*What is required*
Skip the pictures and quote all of the lines exactly.

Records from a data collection
■ ■ ■ ■ ■ ■ ■

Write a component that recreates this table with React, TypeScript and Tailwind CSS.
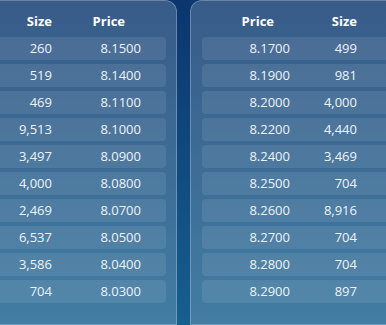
const bids: [string, string][] = [
  ["260", "8.1500"],
  ["519", "8.1400"],
  ["469", "8.1100"],
  ["9,513", "8.1000"],
  ["3,497", "8.0900"],
  ["4,000", "8.0800"],
  ["2,469", "8.0700"],
  ["6,537", "8.0500"],
  ["3,586", "8.0400"],
  ["704", "8.0300"],
];

const asks: [string, string][] = [
  ["8.1700", "499"],
  ["8.1900", "981"],
  ["8.2000", "4,000"],
  ["8.2200", "4,440"],
  ["8.2400", "3,469"],
  ["8.2500", "704"],
  ["8.2600", "8,916"],
  ["8.2700", "704"],
  ["8.2800", "704"],
  ["8.2900", "897"],
];

export default function App() {
  return (
    <div className="flex h-[325px] w-[386px] gap-[13px] overflow-hidden bg-gradient-to-b from-[#0b366e] to-[#175f8e] font-['Open_Sans',sans-serif] text-[13px] text-[#eef3f8]">
      <div className="ml-[-43px] w-[220px] shrink-0 rounded-t-[12px] border border-white/25 bg-white/[0.19] pt-[9px] pr-[10px] pl-[10px]">
        <div className="mb-[3px] flex h-[24px] items-center font-bold text-white">
          <div className="w-[84px] text-right">Size</div>
          <div className="w-[73px] text-right">Price</div>
        </div>
        <div className="flex flex-col gap-[4px]">
          {bids.map(([size, price], i) => (
            <div key={i} className="flex h-[23px] items-center rounded-[4px] bg-white/[0.09]">
              <div className="w-[84px] text-right">{size}</div>
              <div className="w-[89px] text-right">{price}</div>
            </div>
          ))}
        </div>
      </div>
      <div className="w-[220px] shrink-0 rounded-t-[12px] border border-white/25 bg-white/[0.19] pt-[9px] pr-[10px] pl-[11px]">
        <div className="mb-[3px] flex h-[24px] items-center font-bold text-white">
          <div className="w-[72px] text-right">Price</div>
          <div className="w-[83px] text-right">Size</div>
        </div>
        <div className="flex flex-col gap-[4px]">
          {asks.map(([price, size], i) => (
            <div key={i} className="flex h-[23px] items-center rounded-[4px] bg-white/[0.09]">
              <div className="w-[88px] text-right">{price}</div>
              <div className="w-[67px] text-right">{size}</div>
            </div>
          ))}
        </div>
      </div>
    </div>
  );
}
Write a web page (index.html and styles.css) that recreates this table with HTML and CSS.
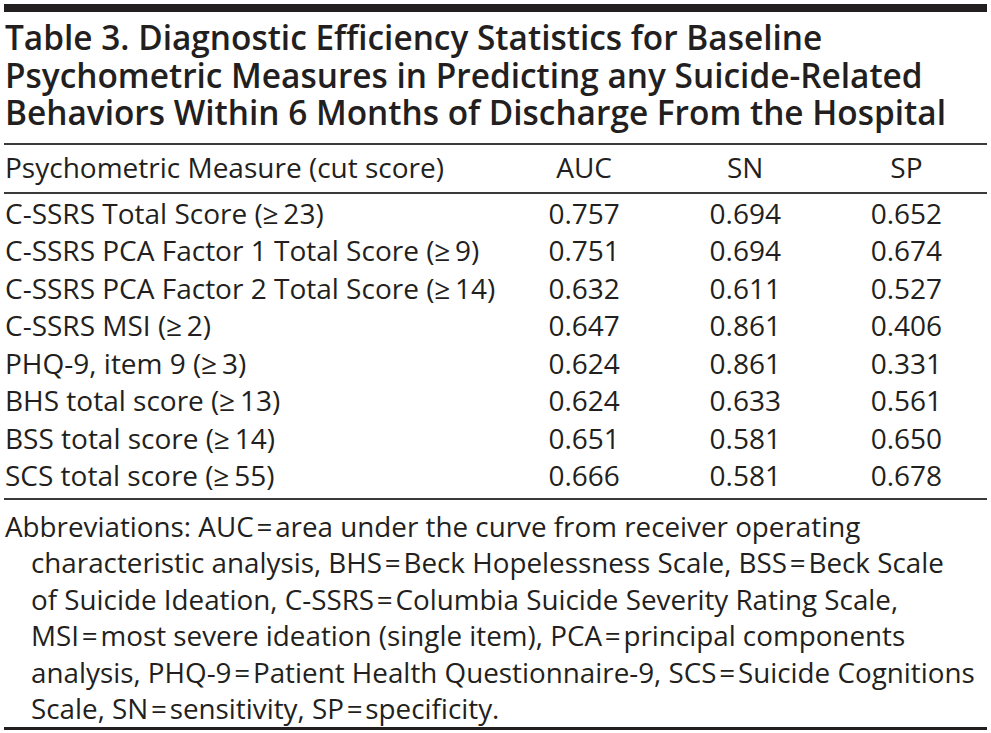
FILE: index.html
```html
<!DOCTYPE html>
<html lang="en">
<head>
<meta charset="utf-8">
<title>Table 3</title>
<link rel="stylesheet" href="styles.css">
</head>
<body>
<div class="page">
  <h1 class="title">Table 3. Diagnostic Efficiency Statistics for Baseline<br>Psychometric Measures in Predicting any Suicide-Related<br>Behaviors Within 6 Months of Discharge From the Hospital</h1>
  <table class="data">
    <thead>
      <tr>
        <th class="measure">Psychometric Measure (cut score)</th>
        <th class="num">AUC</th>
        <th class="num">SN</th>
        <th class="num">SP</th>
      </tr>
    </thead>
    <tbody>
      <tr><td class="measure">C-SSRS Total Score (≥&#8201;23)</td><td class="num">0.757</td><td class="num">0.694</td><td class="num">0.652</td></tr>
      <tr><td class="measure">C-SSRS PCA Factor 1 Total Score (≥&#8201;9)</td><td class="num">0.751</td><td class="num">0.694</td><td class="num">0.674</td></tr>
      <tr><td class="measure">C-SSRS PCA Factor 2 Total Score (≥&#8201;14)</td><td class="num">0.632</td><td class="num">0.611</td><td class="num">0.527</td></tr>
      <tr><td class="measure">C-SSRS MSI (≥&#8201;2)</td><td class="num">0.647</td><td class="num">0.861</td><td class="num">0.406</td></tr>
      <tr><td class="measure">PHQ-9, item 9 (≥&#8201;3)</td><td class="num">0.624</td><td class="num">0.861</td><td class="num">0.331</td></tr>
      <tr><td class="measure">BHS total score (≥&#8201;13)</td><td class="num">0.624</td><td class="num">0.633</td><td class="num">0.561</td></tr>
      <tr><td class="measure">BSS total score (≥&#8201;14)</td><td class="num">0.651</td><td class="num">0.581</td><td class="num">0.650</td></tr>
      <tr><td class="measure">SCS total score (≥&#8201;55)</td><td class="num">0.666</td><td class="num">0.581</td><td class="num">0.678</td></tr>
    </tbody>
  </table>
  <p class="note">Abbreviations: AUC&#8202;=&#8202;area under the curve from receiver operating<br>characteristic analysis, BHS&#8202;=&#8202;Beck Hopelessness Scale, BSS&#8202;=&#8202;Beck Scale<br>of Suicide Ideation, C-SSRS&#8202;=&#8202;Columbia Suicide Severity Rating Scale,<br>MSI&#8202;=&#8202;most severe ideation (single item), PCA&#8202;=&#8202;principal components<br>analysis, PHQ-9&#8202;=&#8202;Patient Health Questionnaire-9, SCS&#8202;=&#8202;Suicide Cognitions<br>Scale, SN&#8202;=&#8202;sensitivity, SP&#8202;=&#8202;specificity.</p>
</div>
</body>
</html>
```
FILE: styles.css
```css
html, body {
  margin: 0;
  padding: 0;
  background: #ffffff;
}

.page {
  width: 983px;
  margin: 4px 0 0 4px;
  color: #231f20;
  font-family: "Open Sans", "Liberation Sans", sans-serif;
  border-top: 8px solid #231f20;
}

.title {
  margin: 0;
  padding: 7px 0 11px 1px;
  font-size: 33.4px;
  font-weight: 600;
  line-height: 37.5px;
  letter-spacing: 0;
  white-space: nowrap;
  border-bottom: 2px solid #3a3a3a;
}

.data {
  width: 100%;
  border-collapse: collapse;
  font-size: 28px;
  line-height: 37.5px;
  border-bottom: 2px solid #3a3a3a;
}

.data th {
  font-weight: 400;
  height: 47px;
  padding: 0;
  border-bottom: 2px solid #3a3a3a;
}

.data td {
  height: 37.5px;
  padding: 0;
}

.data tbody tr:first-child td {
  padding-top: 1px;
}

.data tbody tr:last-child td {
  padding-bottom: 3px;
}

.measure {
  text-align: left;
  padding-left: 1px !important;
  width: 498px;
  white-space: nowrap;
}

.num {
  text-align: center;
  width: 161px;
}

.note {
  margin: 0;
  padding: 8px 0 0 27px;
  text-indent: -26px;
  font-size: 27.8px;
  line-height: 36.5px;
  white-space: nowrap;
  border-bottom: 3px solid #231f20;
}
```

■ ■ ■ ■ ■ ■ ■

*Exercise response*
Write a component that recreates this table with React, TypeScript and Tailwind CSS.
const bids: [string, string][] = [
  ["260", "8.1500"],
  ["519", "8.1400"],
  ["469", "8.1100"],
  ["9,513", "8.1000"],
  ["3,497", "8.0900"],
  ["4,000", "8.0800"],
  ["2,469", "8.0700"],
  ["6,537", "8.0500"],
  ["3,586", "8.0400"],
  ["704", "8.0300"],
];

const asks: [string, string][] = [
  ["8.1700", "499"],
  ["8.1900", "981"],
  ["8.2000", "4,000"],
  ["8.2200", "4,440"],
  ["8.2400", "3,469"],
  ["8.2500", "704"],
  ["8.2600", "8,916"],
  ["8.2700", "704"],
  ["8.2800", "704"],
  ["8.2900", "897"],
];

export default function App() {
  return (
    <div className="flex h-[325px] w-[386px] gap-[13px] overflow-hidden bg-gradient-to-b from-[#0b366e] to-[#175f8e] font-['Open_Sans',sans-serif] text-[13px] text-[#eef3f8]">
      <div className="ml-[-43px] w-[220px] shrink-0 rounded-t-[12px] border border-white/25 bg-white/[0.19] pt-[9px] pr-[10px] pl-[10px]">
        <div className="mb-[3px] flex h-[24px] items-center font-bold text-white">
          <div className="w-[84px] text-right">Size</div>
          <div className="w-[73px] text-right">Price</div>
        </div>
        <div className="flex flex-col gap-[4px]">
          {bids.map(([size, price], i) => (
            <div key={i} className="flex h-[23px] items-center rounded-[4px] bg-white/[0.09]">
              <div className="w-[84px] text-right">{size}</div>
              <div className="w-[89px] text-right">{price}</div>
            </div>
          ))}
        </div>
      </div>
      <div className="w-[220px] shrink-0 rounded-t-[12px] border border-white/25 bg-white/[0.19] pt-[9px] pr-[10px] pl-[11px]">
        <div className="mb-[3px] flex h-[24px] items-center font-bold text-white">
          <div className="w-[72px] text-right">Price</div>
          <div className="w-[83px] text-right">Size</div>
        </div>
        <div className="flex flex-col gap-[4px]">
          {asks.map(([price, size], i) => (
            <div key={i} className="flex h-[23px] items-center rounded-[4px] bg-white/[0.09]">
              <div className="w-[88px] text-right">{price}</div>
              <div className="w-[67px] text-right">{size}</div>
            </div>
          ))}
        </div>
      </div>
    </div>
  );
}
Write a web page (index.html and styles.css) that recreates this table with HTML and CSS.
FILE: index.html
```html
<!DOCTYPE html>
<html lang="en">
<head>
<meta charset="utf-8">
<title>Table 3</title>
<link rel="stylesheet" href="styles.css">
</head>
<body>
<div class="page">
  <h1 class="title">Table 3. Diagnostic Efficiency Statistics for Baseline<br>Psychometric Measures in Predicting any Suicide-Related<br>Behaviors Within 6 Months of Discharge From the Hospital</h1>
  <table class="data">
    <thead>
      <tr>
        <th class="measure">Psychometric Measure (cut score)</th>
        <th class="num">AUC</th>
        <th class="num">SN</th>
        <th class="num">SP</th>
      </tr>
    </thead>
    <tbody>
      <tr><td class="measure">C-SSRS Total Score (≥&#8201;23)</td><td class="num">0.757</td><td class="num">0.694</td><td class="num">0.652</td></tr>
      <tr><td class="measure">C-SSRS PCA Factor 1 Total Score (≥&#8201;9)</td><td class="num">0.751</td><td class="num">0.694</td><td class="num">0.674</td></tr>
      <tr><td class="measure">C-SSRS PCA Factor 2 Total Score (≥&#8201;14)</td><td class="num">0.632</td><td class="num">0.611</td><td class="num">0.527</td></tr>
      <tr><td class="measure">C-SSRS MSI (≥&#8201;2)</td><td class="num">0.647</td><td class="num">0.861</td><td class="num">0.406</td></tr>
      <tr><td class="measure">PHQ-9, item 9 (≥&#8201;3)</td><td class="num">0.624</td><td class="num">0.861</td><td class="num">0.331</td></tr>
      <tr><td class="measure">BHS total score (≥&#8201;13)</td><td class="num">0.624</td><td class="num">0.633</td><td class="num">0.561</td></tr>
      <tr><td class="measure">BSS total score (≥&#8201;14)</td><td class="num">0.651</td><td class="num">0.581</td><td class="num">0.650</td></tr>
      <tr><td class="measure">SCS total score (≥&#8201;55)</td><td class="num">0.666</td><td class="num">0.581</td><td class="num">0.678</td></tr>
    </tbody>
  </table>
  <p class="note">Abbreviations: AUC&#8202;=&#8202;area under the curve from receiver operating<br>characteristic analysis, BHS&#8202;=&#8202;Beck Hopelessness Scale, BSS&#8202;=&#8202;Beck Scale<br>of Suicide Ideation, C-SSRS&#8202;=&#8202;Columbia Suicide Severity Rating Scale,<br>MSI&#8202;=&#8202;most severe ideation (single item), PCA&#8202;=&#8202;principal components<br>analysis, PHQ-9&#8202;=&#8202;Patient Health Questionnaire-9, SCS&#8202;=&#8202;Suicide Cognitions<br>Scale, SN&#8202;=&#8202;sensitivity, SP&#8202;=&#8202;specificity.</p>
</div>
</body>
</html>
```
FILE: styles.css
```css
html, body {
  margin: 0;
  padding: 0;
  background: #ffffff;
}

.page {
  width: 983px;
  margin: 4px 0 0 4px;
  color: #231f20;
  font-family: "Open Sans", "Liberation Sans", sans-serif;
  border-top: 8px solid #231f20;
}

.title {
  margin: 0;
  padding: 7px 0 11px 1px;
  font-size: 33.4px;
  font-weight: 600;
  line-height: 37.5px;
  letter-spacing: 0;
  white-space: nowrap;
  border-bottom: 2px solid #3a3a3a;
}

.data {
  width: 100%;
  border-collapse: collapse;
  font-size: 28px;
  line-height: 37.5px;
  border-bottom: 2px solid #3a3a3a;
}

.data th {
  font-weight: 400;
  height: 47px;
  padding: 0;
  border-bottom: 2px solid #3a3a3a;
}

.data td {
  height: 37.5px;
  padding: 0;
}

.data tbody tr:first-child td {
  padding-top: 1px;
}

.data tbody tr:last-child td {
  padding-bottom: 3px;
}

.measure {
  text-align: left;
  padding-left: 1px !important;
  width: 498px;
  white-space: nowrap;
}

.num {
  text-align: center;
  width: 161px;
}

.note {
  margin: 0;
  padding: 8px 0 0 27px;
  text-indent: -26px;
  font-size: 27.8px;
  line-height: 36.5px;
  white-space: nowrap;
  border-bottom: 3px solid #231f20;
}
```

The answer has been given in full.